What to do>
Produce an exact transcription of the listing below, omitting the pictures.

Data>

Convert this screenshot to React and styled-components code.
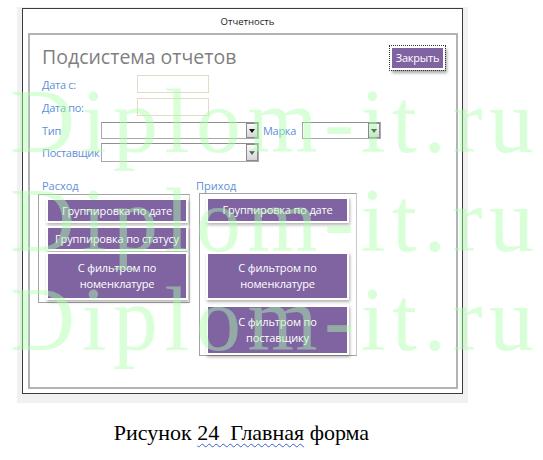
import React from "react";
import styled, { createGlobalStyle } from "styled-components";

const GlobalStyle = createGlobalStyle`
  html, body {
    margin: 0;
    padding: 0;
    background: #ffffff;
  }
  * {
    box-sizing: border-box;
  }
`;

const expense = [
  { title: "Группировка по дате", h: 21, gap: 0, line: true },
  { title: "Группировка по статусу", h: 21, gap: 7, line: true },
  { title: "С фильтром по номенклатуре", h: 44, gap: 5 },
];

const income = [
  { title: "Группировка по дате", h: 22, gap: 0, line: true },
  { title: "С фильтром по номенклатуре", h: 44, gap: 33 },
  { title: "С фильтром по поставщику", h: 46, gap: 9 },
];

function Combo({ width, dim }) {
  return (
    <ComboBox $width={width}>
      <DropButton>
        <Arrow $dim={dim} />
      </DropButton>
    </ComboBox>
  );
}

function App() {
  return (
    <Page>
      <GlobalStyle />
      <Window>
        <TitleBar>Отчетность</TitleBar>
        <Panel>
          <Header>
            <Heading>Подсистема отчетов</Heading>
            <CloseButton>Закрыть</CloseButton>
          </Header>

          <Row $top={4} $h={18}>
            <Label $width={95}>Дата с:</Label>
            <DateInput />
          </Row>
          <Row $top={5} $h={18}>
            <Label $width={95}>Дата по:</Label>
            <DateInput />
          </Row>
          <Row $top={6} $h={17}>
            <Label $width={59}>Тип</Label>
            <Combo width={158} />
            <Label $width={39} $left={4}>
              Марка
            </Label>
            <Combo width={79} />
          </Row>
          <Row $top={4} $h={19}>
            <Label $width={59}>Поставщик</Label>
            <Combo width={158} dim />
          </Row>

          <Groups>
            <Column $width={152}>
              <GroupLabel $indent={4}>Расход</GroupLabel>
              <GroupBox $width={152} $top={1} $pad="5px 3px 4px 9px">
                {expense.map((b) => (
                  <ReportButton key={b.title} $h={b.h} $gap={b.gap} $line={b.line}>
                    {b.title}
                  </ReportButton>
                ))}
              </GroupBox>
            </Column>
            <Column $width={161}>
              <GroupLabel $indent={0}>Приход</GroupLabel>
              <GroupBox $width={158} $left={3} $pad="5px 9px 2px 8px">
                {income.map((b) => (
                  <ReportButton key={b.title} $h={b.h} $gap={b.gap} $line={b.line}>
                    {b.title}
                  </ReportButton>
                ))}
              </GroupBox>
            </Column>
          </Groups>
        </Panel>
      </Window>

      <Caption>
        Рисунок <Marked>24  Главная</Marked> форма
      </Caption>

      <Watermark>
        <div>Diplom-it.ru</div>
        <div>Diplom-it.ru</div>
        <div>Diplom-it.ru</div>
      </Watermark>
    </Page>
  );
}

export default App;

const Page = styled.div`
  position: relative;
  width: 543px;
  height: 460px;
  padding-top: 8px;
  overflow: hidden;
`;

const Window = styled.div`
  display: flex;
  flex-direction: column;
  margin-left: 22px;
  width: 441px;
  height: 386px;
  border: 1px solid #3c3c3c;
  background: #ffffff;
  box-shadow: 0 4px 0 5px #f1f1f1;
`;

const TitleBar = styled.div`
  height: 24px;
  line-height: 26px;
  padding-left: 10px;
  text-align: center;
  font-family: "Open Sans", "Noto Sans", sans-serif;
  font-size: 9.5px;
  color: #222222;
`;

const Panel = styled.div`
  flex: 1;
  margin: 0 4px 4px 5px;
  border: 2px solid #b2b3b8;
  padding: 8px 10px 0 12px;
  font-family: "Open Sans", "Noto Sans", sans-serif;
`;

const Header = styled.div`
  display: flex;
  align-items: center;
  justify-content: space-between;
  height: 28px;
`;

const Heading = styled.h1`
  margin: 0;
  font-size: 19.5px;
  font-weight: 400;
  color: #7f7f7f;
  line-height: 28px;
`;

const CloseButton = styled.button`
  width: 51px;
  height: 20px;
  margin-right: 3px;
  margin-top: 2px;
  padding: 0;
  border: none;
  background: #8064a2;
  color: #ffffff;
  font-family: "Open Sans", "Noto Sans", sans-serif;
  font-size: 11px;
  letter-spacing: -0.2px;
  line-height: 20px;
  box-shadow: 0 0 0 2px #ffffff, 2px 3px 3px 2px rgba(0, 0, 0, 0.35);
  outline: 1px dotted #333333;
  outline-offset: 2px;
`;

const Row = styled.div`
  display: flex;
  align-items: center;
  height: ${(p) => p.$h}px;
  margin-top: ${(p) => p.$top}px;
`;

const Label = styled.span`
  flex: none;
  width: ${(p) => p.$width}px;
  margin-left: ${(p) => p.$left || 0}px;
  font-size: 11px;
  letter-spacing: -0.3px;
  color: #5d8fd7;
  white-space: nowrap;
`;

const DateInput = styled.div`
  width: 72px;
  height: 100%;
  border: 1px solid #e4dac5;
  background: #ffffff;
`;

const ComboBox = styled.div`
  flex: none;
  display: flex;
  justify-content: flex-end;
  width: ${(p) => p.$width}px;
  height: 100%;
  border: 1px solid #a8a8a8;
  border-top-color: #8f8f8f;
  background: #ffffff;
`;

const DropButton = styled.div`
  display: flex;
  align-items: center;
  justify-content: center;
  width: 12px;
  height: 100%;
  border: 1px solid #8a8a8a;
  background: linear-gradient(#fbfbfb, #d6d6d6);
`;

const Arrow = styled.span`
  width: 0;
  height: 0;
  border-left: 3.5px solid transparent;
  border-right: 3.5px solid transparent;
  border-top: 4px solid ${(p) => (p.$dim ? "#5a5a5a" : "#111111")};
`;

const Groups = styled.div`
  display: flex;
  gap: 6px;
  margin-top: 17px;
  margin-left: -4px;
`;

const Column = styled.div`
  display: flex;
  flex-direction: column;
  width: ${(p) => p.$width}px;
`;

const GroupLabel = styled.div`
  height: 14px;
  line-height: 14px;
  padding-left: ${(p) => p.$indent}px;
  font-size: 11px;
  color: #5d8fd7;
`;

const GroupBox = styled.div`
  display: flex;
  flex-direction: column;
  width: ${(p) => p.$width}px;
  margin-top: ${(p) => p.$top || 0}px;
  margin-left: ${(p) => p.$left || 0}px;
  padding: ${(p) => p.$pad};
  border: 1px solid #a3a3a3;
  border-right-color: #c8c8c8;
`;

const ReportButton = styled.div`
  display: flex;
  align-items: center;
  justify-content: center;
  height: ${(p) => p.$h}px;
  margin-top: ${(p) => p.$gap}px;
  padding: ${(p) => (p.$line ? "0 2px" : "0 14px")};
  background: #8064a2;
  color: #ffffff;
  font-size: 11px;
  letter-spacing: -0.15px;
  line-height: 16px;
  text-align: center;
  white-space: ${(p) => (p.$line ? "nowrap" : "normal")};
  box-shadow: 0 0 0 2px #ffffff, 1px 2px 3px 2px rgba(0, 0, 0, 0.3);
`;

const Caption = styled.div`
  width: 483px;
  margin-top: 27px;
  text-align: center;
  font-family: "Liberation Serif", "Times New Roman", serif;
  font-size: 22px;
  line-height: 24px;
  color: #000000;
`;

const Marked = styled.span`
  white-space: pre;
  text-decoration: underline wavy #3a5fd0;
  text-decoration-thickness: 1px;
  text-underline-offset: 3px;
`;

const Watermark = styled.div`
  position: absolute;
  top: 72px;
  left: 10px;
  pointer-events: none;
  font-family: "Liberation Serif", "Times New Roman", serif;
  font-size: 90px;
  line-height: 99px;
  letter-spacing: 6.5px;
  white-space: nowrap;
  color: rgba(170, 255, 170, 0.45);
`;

Answer>
Convert this screenshot to React and styled-components code.
import React from "react";
import styled, { createGlobalStyle } from "styled-components";

const GlobalStyle = createGlobalStyle`
  html, body {
    margin: 0;
    padding: 0;
    background: #ffffff;
  }
  * {
    box-sizing: border-box;
  }
`;

const expense = [
  { title: "Группировка по дате", h: 21, gap: 0, line: true },
  { title: "Группировка по статусу", h: 21, gap: 7, line: true },
  { title: "С фильтром по номенклатуре", h: 44, gap: 5 },
];

const income = [
  { title: "Группировка по дате", h: 22, gap: 0, line: true },
  { title: "С фильтром по номенклатуре", h: 44, gap: 33 },
  { title: "С фильтром по поставщику", h: 46, gap: 9 },
];

function Combo({ width, dim }) {
  return (
    <ComboBox $width={width}>
      <DropButton>
        <Arrow $dim={dim} />
      </DropButton>
    </ComboBox>
  );
}

function App() {
  return (
    <Page>
      <GlobalStyle />
      <Window>
        <TitleBar>Отчетность</TitleBar>
        <Panel>
          <Header>
            <Heading>Подсистема отчетов</Heading>
            <CloseButton>Закрыть</CloseButton>
          </Header>

          <Row $top={4} $h={18}>
            <Label $width={95}>Дата с:</Label>
            <DateInput />
          </Row>
          <Row $top={5} $h={18}>
            <Label $width={95}>Дата по:</Label>
            <DateInput />
          </Row>
          <Row $top={6} $h={17}>
            <Label $width={59}>Тип</Label>
            <Combo width={158} />
            <Label $width={39} $left={4}>
              Марка
            </Label>
            <Combo width={79} />
          </Row>
          <Row $top={4} $h={19}>
            <Label $width={59}>Поставщик</Label>
            <Combo width={158} dim />
          </Row>

          <Groups>
            <Column $width={152}>
              <GroupLabel $indent={4}>Расход</GroupLabel>
              <GroupBox $width={152} $top={1} $pad="5px 3px 4px 9px">
                {expense.map((b) => (
                  <ReportButton key={b.title} $h={b.h} $gap={b.gap} $line={b.line}>
                    {b.title}
                  </ReportButton>
                ))}
              </GroupBox>
            </Column>
            <Column $width={161}>
              <GroupLabel $indent={0}>Приход</GroupLabel>
              <GroupBox $width={158} $left={3} $pad="5px 9px 2px 8px">
                {income.map((b) => (
                  <ReportButton key={b.title} $h={b.h} $gap={b.gap} $line={b.line}>
                    {b.title}
                  </ReportButton>
                ))}
              </GroupBox>
            </Column>
          </Groups>
        </Panel>
      </Window>

      <Caption>
        Рисунок <Marked>24  Главная</Marked> форма
      </Caption>

      <Watermark>
        <div>Diplom-it.ru</div>
        <div>Diplom-it.ru</div>
        <div>Diplom-it.ru</div>
      </Watermark>
    </Page>
  );
}

export default App;

const Page = styled.div`
  position: relative;
  width: 543px;
  height: 460px;
  padding-top: 8px;
  overflow: hidden;
`;

const Window = styled.div`
  display: flex;
  flex-direction: column;
  margin-left: 22px;
  width: 441px;
  height: 386px;
  border: 1px solid #3c3c3c;
  background: #ffffff;
  box-shadow: 0 4px 0 5px #f1f1f1;
`;

const TitleBar = styled.div`
  height: 24px;
  line-height: 26px;
  padding-left: 10px;
  text-align: center;
  font-family: "Open Sans", "Noto Sans", sans-serif;
  font-size: 9.5px;
  color: #222222;
`;

const Panel = styled.div`
  flex: 1;
  margin: 0 4px 4px 5px;
  border: 2px solid #b2b3b8;
  padding: 8px 10px 0 12px;
  font-family: "Open Sans", "Noto Sans", sans-serif;
`;

const Header = styled.div`
  display: flex;
  align-items: center;
  justify-content: space-between;
  height: 28px;
`;

const Heading = styled.h1`
  margin: 0;
  font-size: 19.5px;
  font-weight: 400;
  color: #7f7f7f;
  line-height: 28px;
`;

const CloseButton = styled.button`
  width: 51px;
  height: 20px;
  margin-right: 3px;
  margin-top: 2px;
  padding: 0;
  border: none;
  background: #8064a2;
  color: #ffffff;
  font-family: "Open Sans", "Noto Sans", sans-serif;
  font-size: 11px;
  letter-spacing: -0.2px;
  line-height: 20px;
  box-shadow: 0 0 0 2px #ffffff, 2px 3px 3px 2px rgba(0, 0, 0, 0.35);
  outline: 1px dotted #333333;
  outline-offset: 2px;
`;

const Row = styled.div`
  display: flex;
  align-items: center;
  height: ${(p) => p.$h}px;
  margin-top: ${(p) => p.$top}px;
`;

const Label = styled.span`
  flex: none;
  width: ${(p) => p.$width}px;
  margin-left: ${(p) => p.$left || 0}px;
  font-size: 11px;
  letter-spacing: -0.3px;
  color: #5d8fd7;
  white-space: nowrap;
`;

const DateInput = styled.div`
  width: 72px;
  height: 100%;
  border: 1px solid #e4dac5;
  background: #ffffff;
`;

const ComboBox = styled.div`
  flex: none;
  display: flex;
  justify-content: flex-end;
  width: ${(p) => p.$width}px;
  height: 100%;
  border: 1px solid #a8a8a8;
  border-top-color: #8f8f8f;
  background: #ffffff;
`;

const DropButton = styled.div`
  display: flex;
  align-items: center;
  justify-content: center;
  width: 12px;
  height: 100%;
  border: 1px solid #8a8a8a;
  background: linear-gradient(#fbfbfb, #d6d6d6);
`;

const Arrow = styled.span`
  width: 0;
  height: 0;
  border-left: 3.5px solid transparent;
  border-right: 3.5px solid transparent;
  border-top: 4px solid ${(p) => (p.$dim ? "#5a5a5a" : "#111111")};
`;

const Groups = styled.div`
  display: flex;
  gap: 6px;
  margin-top: 17px;
  margin-left: -4px;
`;

const Column = styled.div`
  display: flex;
  flex-direction: column;
  width: ${(p) => p.$width}px;
`;

const GroupLabel = styled.div`
  height: 14px;
  line-height: 14px;
  padding-left: ${(p) => p.$indent}px;
  font-size: 11px;
  color: #5d8fd7;
`;

const GroupBox = styled.div`
  display: flex;
  flex-direction: column;
  width: ${(p) => p.$width}px;
  margin-top: ${(p) => p.$top || 0}px;
  margin-left: ${(p) => p.$left || 0}px;
  padding: ${(p) => p.$pad};
  border: 1px solid #a3a3a3;
  border-right-color: #c8c8c8;
`;

const ReportButton = styled.div`
  display: flex;
  align-items: center;
  justify-content: center;
  height: ${(p) => p.$h}px;
  margin-top: ${(p) => p.$gap}px;
  padding: ${(p) => (p.$line ? "0 2px" : "0 14px")};
  background: #8064a2;
  color: #ffffff;
  font-size: 11px;
  letter-spacing: -0.15px;
  line-height: 16px;
  text-align: center;
  white-space: ${(p) => (p.$line ? "nowrap" : "normal")};
  box-shadow: 0 0 0 2px #ffffff, 1px 2px 3px 2px rgba(0, 0, 0, 0.3);
`;

const Caption = styled.div`
  width: 483px;
  margin-top: 27px;
  text-align: center;
  font-family: "Liberation Serif", "Times New Roman", serif;
  font-size: 22px;
  line-height: 24px;
  color: #000000;
`;

const Marked = styled.span`
  white-space: pre;
  text-decoration: underline wavy #3a5fd0;
  text-decoration-thickness: 1px;
  text-underline-offset: 3px;
`;

const Watermark = styled.div`
  position: absolute;
  top: 72px;
  left: 10px;
  pointer-events: none;
  font-family: "Liberation Serif", "Times New Roman", serif;
  font-size: 90px;
  line-height: 99px;
  letter-spacing: 6.5px;
  white-space: nowrap;
  color: rgba(170, 255, 170, 0.45);
`;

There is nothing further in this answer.